This case involves a slip and fall in a supermarket. On the day that the injury occurred, there had been a significant snowfall, and as a result, the shopping carts were covered in snow. Since no one at the supermarket was tasked with clearing off the carts, customers who used the carts while shopping had tracked a significant amount of snow into the store. As a result of this snow melting on the floor, several areas of the supermarket became extremely slippery. While shopping, the plaintiff slipped on one of the pools of water caused by the melting snow, sustaining a range of serious injuries.

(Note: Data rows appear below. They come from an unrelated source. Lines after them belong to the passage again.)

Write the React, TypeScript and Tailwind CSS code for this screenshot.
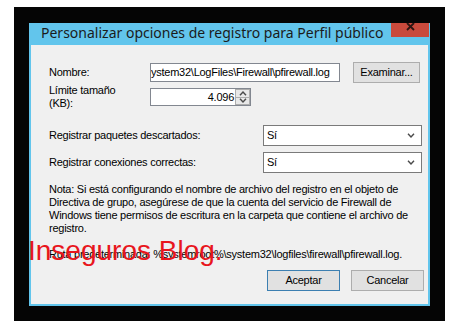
function Chevron({ up = false, className = "" }: { up?: boolean; className?: string }) {
  return (
    <svg width="8" height="5" viewBox="0 0 8 5" className={className}>
      <polyline
        points={up ? "1,4.2 4,1 7,4.2" : "1,0.8 4,4 7,0.8"}
        fill="none"
        stroke="currentColor"
        strokeWidth="1.4"
      />
    </svg>
  );
}

function Select({ value }: { value: string }) {
  return (
    <div className="flex h-[21px] w-[159px] items-center justify-between border border-[#7a7a7a] bg-white pl-[3px] pr-[6px]">
      <span>{value}</span>
      <Chevron className="text-[#4a4a4a]" />
    </div>
  );
}

function Button({ children, primary = false }: { children: string; primary?: boolean }) {
  return (
    <button
      className={`flex h-[21px] w-[73px] items-center justify-center border bg-[#e1e1e1] ${
        primary ? "border-[#3c7fb1]" : "border-[#adadad]"
      }`}
    >
      {children}
    </button>
  );
}

export default function App() {
  return (
    <div className="h-[328px] w-[458px] bg-white pl-[14px] pt-[7px]">
      <div className="h-[314px] w-[431px] bg-[#050505] pl-[15px] pt-[16px]">
        <div className="relative flex h-[283px] w-[401px] flex-col bg-[#62c5ec] font-['Liberation_Sans',Arial,sans-serif] text-[11px] tracking-[-0.25px] text-black">
          {/* title bar */}
          <div className="flex h-[22px] items-start justify-between">
            <span className="pl-[12px] pt-[1px] font-['Noto_Sans',sans-serif] text-[14px] leading-[18px] tracking-normal text-[#1b1b1b]">
              Personalizar opciones de registro para Perfil público
            </span>
            <div className="mr-[1px] flex h-[14px] w-[38px] justify-center bg-[#c84a3c]">
              <svg width="9" height="8" viewBox="0 0 9 8">
                <path d="M1 0 L8 7 M8 0 L1 7" stroke="#2a1512" strokeWidth="1.8" />
              </svg>
            </div>
          </div>

          <div className="mx-[2px] mb-[2px] flex flex-1 flex-col bg-[#f0f0f0] pl-[18px] pr-[4px]">
            <div className="mt-[17px] flex h-[21px] items-center">
              <span className="w-[101px]">Nombre:</span>
              <div className="flex h-[19px] w-[190px] items-center overflow-hidden whitespace-nowrap border border-[#828790] bg-white">
                ystem32\LogFiles\Firewall\pfirewall.log
              </div>
              <button className="ml-[13px] flex h-[21px] w-[67px] items-center justify-center border border-[#adadad] bg-[#e1e1e1]">
                Examinar...
              </button>
            </div>

            <div className="mt-[1px] flex items-start">
              <span className="w-[101px] leading-[13px]">
                Límite tamaño
                <br />
                (KB):
              </span>
              <div className="mt-[4px] flex h-[18px] w-[101px] border border-[#828790] bg-white">
                <span className="flex flex-1 items-center justify-end pr-[1px]">4.096</span>
                <div className="flex w-[15px] flex-col">
                  <div className="flex flex-1 items-center justify-center border border-[#adadad] bg-[#e8e8e8] text-[#4a4a4a]">
                    <Chevron up />
                  </div>
                  <div className="flex flex-1 items-center justify-center border border-t-0 border-[#adadad] bg-[#e8e8e8] text-[#4a4a4a]">
                    <Chevron />
                  </div>
                </div>
              </div>
            </div>

            <div className="mt-[15px] flex items-center">
              <span className="w-[214px]">Registrar paquetes descartados:</span>
              <Select value="Sí" />
            </div>
            <div className="mt-[6px] flex items-center">
              <span className="w-[214px]">Registrar conexiones correctas:</span>
              <Select value="Sí" />
            </div>

            <p className="mt-[10px] whitespace-nowrap leading-[13px]">
              Nota: Si está configurando el nombre de archivo del registro en el objeto de
              <br />
              Directiva de grupo, asegúrese de que la cuenta del servicio de Firewall de
              <br />
              Windows tiene permisos de escritura en la carpeta que contiene el archivo de
              <br />
              registro.
            </p>

            <p className="mt-[13px] whitespace-nowrap leading-[13px]">
              Ruta predeterminada: %systemroot%\system32\logfiles\firewall\pfirewall.log.
            </p>

            <div className="mt-[9px] flex justify-end gap-[11px]">
              <Button primary>Aceptar</Button>
              <Button>Cancelar</Button>
            </div>
          </div>

          <span className="absolute left-[-1px] top-[214px] whitespace-nowrap text-[28px] leading-[28px] tracking-normal text-[#e8161d]">
            Inseguros Blog.
          </span>
        </div>
      </div>
    </div>
  );
}
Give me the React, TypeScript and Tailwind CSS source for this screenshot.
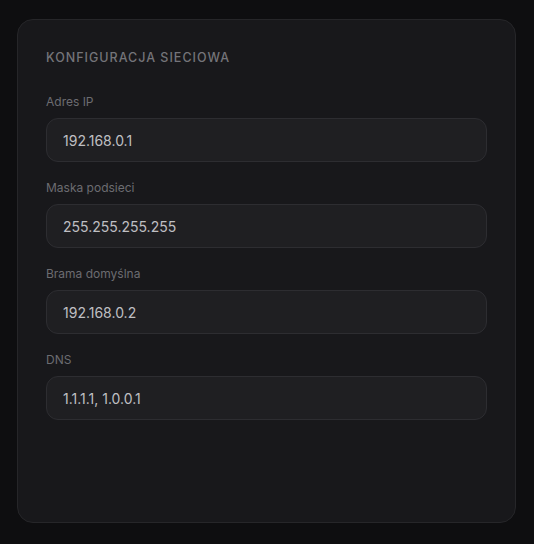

Question(s) For Expert Witness
- 1. Do you manage a supermarket?
- 2. Do you task employees with cleaning off shopping carts when it snows?
Expert Witness Response
All good management decisions are based on a proper assessment of the situation and application of company protocols. Everything we do on a snowy day (having the parking lot plowed and salted, assigning employees to shovel and salt sidewalks, assigning employees to put down extra safety rugs, assigning employees to mop and dry wet floors beyond the rugs, using fans or other equipment to keep floors dry) is to ensure a safe transition from the customer’s car (or walking from the sidewalk) to the dry floor inside the store, and back again. Increasing customer awareness of the situation is also key, such as “Caution” and “Wet Floor” signs to communicate to the customer that there are potential hazards. In order to minimize this transition zone, if wet carts from snow (or rain) are making the dry floor (past all these protections) dangerously wet, an employee should be assigned to remove the snow or dry the carts.